▶ EXERCISE OBJECTIVE
Tally up how many lines in the listing below contain the string "index", and give only the total.

=== DATA SHOWN ===

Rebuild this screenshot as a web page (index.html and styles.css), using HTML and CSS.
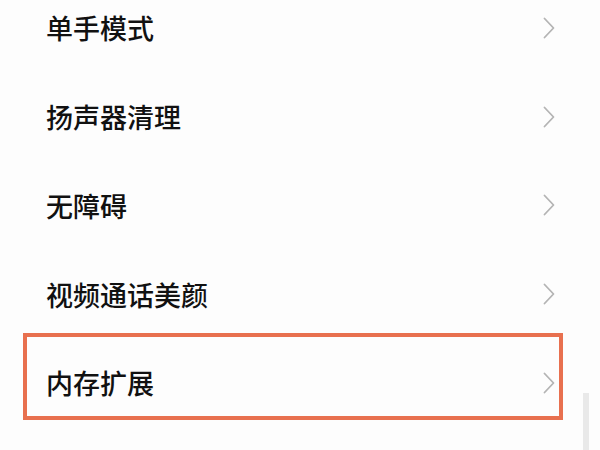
FILE: index.html
```html
<!DOCTYPE html>
<html lang="zh-CN">
<head>
<meta charset="utf-8">
<link rel="stylesheet" href="styles.css">
</head>
<body>
<div class="screen">
  <ul class="menu">
    <li class="item"><span class="label">单手模式</span><svg class="chev" viewBox="0 0 12 22" width="12" height="22"><polyline points="1.5,1.5 10.5,11 1.5,20.5"/></svg></li>
    <li class="item"><span class="label">扬声器清理</span><svg class="chev" viewBox="0 0 12 22" width="12" height="22"><polyline points="1.5,1.5 10.5,11 1.5,20.5"/></svg></li>
    <li class="item"><span class="label">无障碍</span><svg class="chev" viewBox="0 0 12 22" width="12" height="22"><polyline points="1.5,1.5 10.5,11 1.5,20.5"/></svg></li>
    <li class="item"><span class="label">视频通话美颜</span><svg class="chev" viewBox="0 0 12 22" width="12" height="22"><polyline points="1.5,1.5 10.5,11 1.5,20.5"/></svg></li>
    <li class="item highlighted"><span class="label">内存扩展</span><svg class="chev" viewBox="0 0 12 22" width="12" height="22"><polyline points="1.5,1.5 10.5,11 1.5,20.5"/></svg></li>
  </ul>
  <div class="scrollbar"></div>
</div>
</body>
</html>
```

FILE: styles.css
```css
html, body {
  margin: 0;
  padding: 0;
  background: #fdfdfd;
}
.screen {
  position: relative;
  width: 600px;
  height: 450px;
  overflow: hidden;
  font-family: "Noto Sans CJK SC", "Noto Sans", sans-serif;
}
.menu {
  list-style: none;
  margin: -16.4px 0 0 0;
  padding: 0;
}
.item {
  position: relative;
  height: 88.75px;
  display: flex;
  align-items: center;
  justify-content: space-between;
  padding: 0 45px 0 46px;
}
.label {
  font-size: 27px;
  font-weight: 500;
  line-height: 1;
  color: #111111;
  letter-spacing: 0;
}
.chev {
  display: block;
  fill: none;
  stroke: #b4b4b4;
  stroke-width: 1.8;
  stroke-linecap: round;
  stroke-linejoin: round;
}
.highlighted::after {
  content: "";
  position: absolute;
  left: 23px;
  top: -5.6px;
  width: 532px;
  height: 79px;
  border: 4px solid #e8704f;
  pointer-events: none;
}
.scrollbar {
  position: absolute;
  left: 583px;
  top: 393px;
  width: 6px;
  height: 60px;
  background: #e9e9e9;
}
```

===

▶ OUTPUT BELOW
2